Written instruction ▸ Restate the data word for word and leave the images out.

Begin Source material

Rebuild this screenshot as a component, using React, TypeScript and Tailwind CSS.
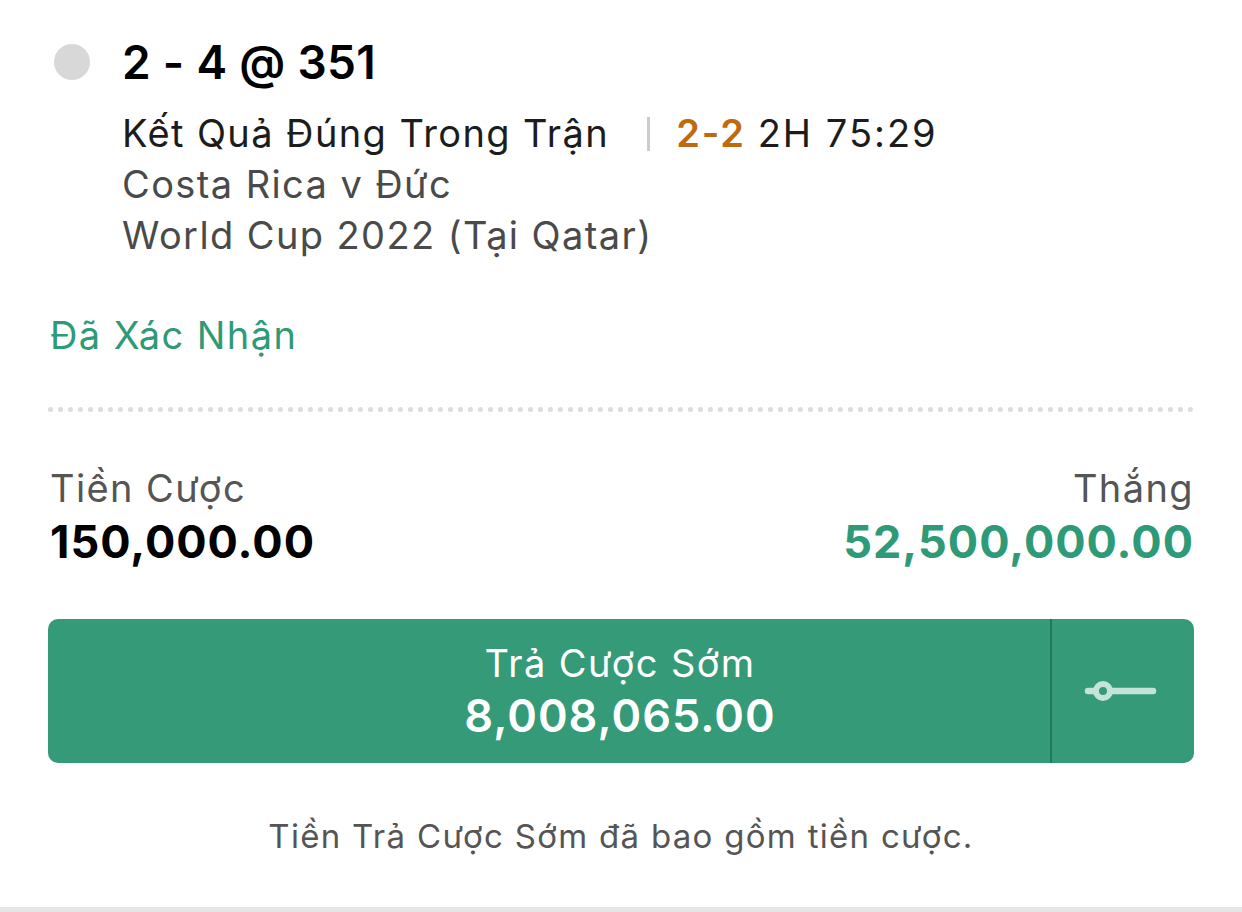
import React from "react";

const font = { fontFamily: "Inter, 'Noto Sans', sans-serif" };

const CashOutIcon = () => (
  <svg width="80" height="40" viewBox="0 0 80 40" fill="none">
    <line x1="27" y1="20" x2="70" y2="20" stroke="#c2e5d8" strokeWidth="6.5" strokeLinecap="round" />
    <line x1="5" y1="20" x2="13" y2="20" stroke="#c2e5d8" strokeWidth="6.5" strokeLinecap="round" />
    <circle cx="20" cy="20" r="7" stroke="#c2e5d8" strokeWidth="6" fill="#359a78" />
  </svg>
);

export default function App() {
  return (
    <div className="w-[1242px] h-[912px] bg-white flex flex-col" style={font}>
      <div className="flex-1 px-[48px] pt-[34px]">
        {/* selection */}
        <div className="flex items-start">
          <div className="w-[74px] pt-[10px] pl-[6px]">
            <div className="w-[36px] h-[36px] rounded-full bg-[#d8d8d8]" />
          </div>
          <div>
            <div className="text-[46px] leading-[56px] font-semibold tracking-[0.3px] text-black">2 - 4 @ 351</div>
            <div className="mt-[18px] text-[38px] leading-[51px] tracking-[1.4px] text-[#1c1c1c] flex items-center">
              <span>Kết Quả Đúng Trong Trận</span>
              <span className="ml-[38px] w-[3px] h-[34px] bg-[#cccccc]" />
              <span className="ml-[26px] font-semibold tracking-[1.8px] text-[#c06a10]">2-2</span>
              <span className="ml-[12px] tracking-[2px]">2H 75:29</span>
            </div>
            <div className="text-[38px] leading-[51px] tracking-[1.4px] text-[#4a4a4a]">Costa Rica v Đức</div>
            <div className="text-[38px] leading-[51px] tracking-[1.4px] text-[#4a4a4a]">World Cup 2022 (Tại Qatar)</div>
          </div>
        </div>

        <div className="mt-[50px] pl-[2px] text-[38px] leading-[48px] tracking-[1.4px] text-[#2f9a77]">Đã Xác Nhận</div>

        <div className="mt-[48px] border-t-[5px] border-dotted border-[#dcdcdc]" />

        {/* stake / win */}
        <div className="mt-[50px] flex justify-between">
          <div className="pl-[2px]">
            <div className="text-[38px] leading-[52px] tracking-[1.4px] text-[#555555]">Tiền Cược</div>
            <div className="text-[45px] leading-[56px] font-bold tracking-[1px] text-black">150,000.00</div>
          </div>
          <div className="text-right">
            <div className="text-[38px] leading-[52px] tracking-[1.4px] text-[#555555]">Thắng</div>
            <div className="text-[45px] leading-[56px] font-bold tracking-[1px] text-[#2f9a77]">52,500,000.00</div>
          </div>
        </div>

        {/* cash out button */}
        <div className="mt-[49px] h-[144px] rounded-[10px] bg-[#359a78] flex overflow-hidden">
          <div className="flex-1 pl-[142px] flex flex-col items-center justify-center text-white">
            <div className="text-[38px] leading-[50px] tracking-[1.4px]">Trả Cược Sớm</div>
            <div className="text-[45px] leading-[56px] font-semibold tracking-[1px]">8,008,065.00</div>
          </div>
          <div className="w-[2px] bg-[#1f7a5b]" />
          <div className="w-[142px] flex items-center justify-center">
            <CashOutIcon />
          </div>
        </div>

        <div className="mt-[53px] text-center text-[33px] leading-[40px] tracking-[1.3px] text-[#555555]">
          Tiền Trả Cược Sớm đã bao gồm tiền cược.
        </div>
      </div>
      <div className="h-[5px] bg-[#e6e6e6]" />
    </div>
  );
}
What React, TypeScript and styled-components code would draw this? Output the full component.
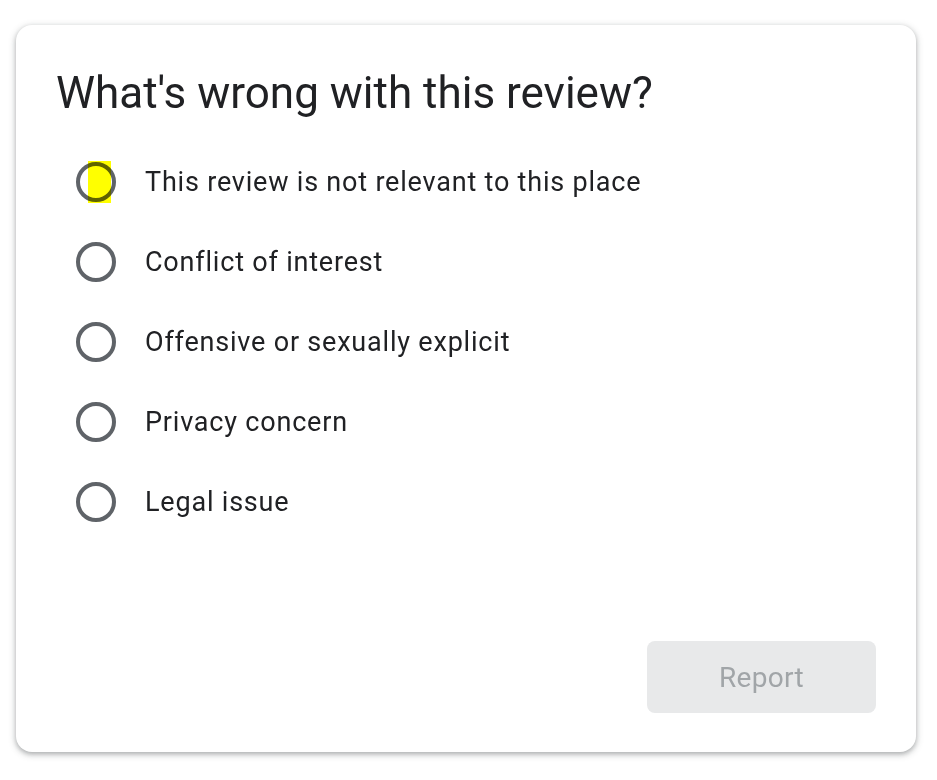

End Source material

Reply to the task ▸
Rebuild this screenshot as a component, using React, TypeScript and Tailwind CSS.
import React from "react";

const font = { fontFamily: "Inter, 'Noto Sans', sans-serif" };

const CashOutIcon = () => (
  <svg width="80" height="40" viewBox="0 0 80 40" fill="none">
    <line x1="27" y1="20" x2="70" y2="20" stroke="#c2e5d8" strokeWidth="6.5" strokeLinecap="round" />
    <line x1="5" y1="20" x2="13" y2="20" stroke="#c2e5d8" strokeWidth="6.5" strokeLinecap="round" />
    <circle cx="20" cy="20" r="7" stroke="#c2e5d8" strokeWidth="6" fill="#359a78" />
  </svg>
);

export default function App() {
  return (
    <div className="w-[1242px] h-[912px] bg-white flex flex-col" style={font}>
      <div className="flex-1 px-[48px] pt-[34px]">
        {/* selection */}
        <div className="flex items-start">
          <div className="w-[74px] pt-[10px] pl-[6px]">
            <div className="w-[36px] h-[36px] rounded-full bg-[#d8d8d8]" />
          </div>
          <div>
            <div className="text-[46px] leading-[56px] font-semibold tracking-[0.3px] text-black">2 - 4 @ 351</div>
            <div className="mt-[18px] text-[38px] leading-[51px] tracking-[1.4px] text-[#1c1c1c] flex items-center">
              <span>Kết Quả Đúng Trong Trận</span>
              <span className="ml-[38px] w-[3px] h-[34px] bg-[#cccccc]" />
              <span className="ml-[26px] font-semibold tracking-[1.8px] text-[#c06a10]">2-2</span>
              <span className="ml-[12px] tracking-[2px]">2H 75:29</span>
            </div>
            <div className="text-[38px] leading-[51px] tracking-[1.4px] text-[#4a4a4a]">Costa Rica v Đức</div>
            <div className="text-[38px] leading-[51px] tracking-[1.4px] text-[#4a4a4a]">World Cup 2022 (Tại Qatar)</div>
          </div>
        </div>

        <div className="mt-[50px] pl-[2px] text-[38px] leading-[48px] tracking-[1.4px] text-[#2f9a77]">Đã Xác Nhận</div>

        <div className="mt-[48px] border-t-[5px] border-dotted border-[#dcdcdc]" />

        {/* stake / win */}
        <div className="mt-[50px] flex justify-between">
          <div className="pl-[2px]">
            <div className="text-[38px] leading-[52px] tracking-[1.4px] text-[#555555]">Tiền Cược</div>
            <div className="text-[45px] leading-[56px] font-bold tracking-[1px] text-black">150,000.00</div>
          </div>
          <div className="text-right">
            <div className="text-[38px] leading-[52px] tracking-[1.4px] text-[#555555]">Thắng</div>
            <div className="text-[45px] leading-[56px] font-bold tracking-[1px] text-[#2f9a77]">52,500,000.00</div>
          </div>
        </div>

        {/* cash out button */}
        <div className="mt-[49px] h-[144px] rounded-[10px] bg-[#359a78] flex overflow-hidden">
          <div className="flex-1 pl-[142px] flex flex-col items-center justify-center text-white">
            <div className="text-[38px] leading-[50px] tracking-[1.4px]">Trả Cược Sớm</div>
            <div className="text-[45px] leading-[56px] font-semibold tracking-[1px]">8,008,065.00</div>
          </div>
          <div className="w-[2px] bg-[#1f7a5b]" />
          <div className="w-[142px] flex items-center justify-center">
            <CashOutIcon />
          </div>
        </div>

        <div className="mt-[53px] text-center text-[33px] leading-[40px] tracking-[1.3px] text-[#555555]">
          Tiền Trả Cược Sớm đã bao gồm tiền cược.
        </div>
      </div>
      <div className="h-[5px] bg-[#e6e6e6]" />
    </div>
  );
}
What React, TypeScript and styled-components code would draw this? Output the full component.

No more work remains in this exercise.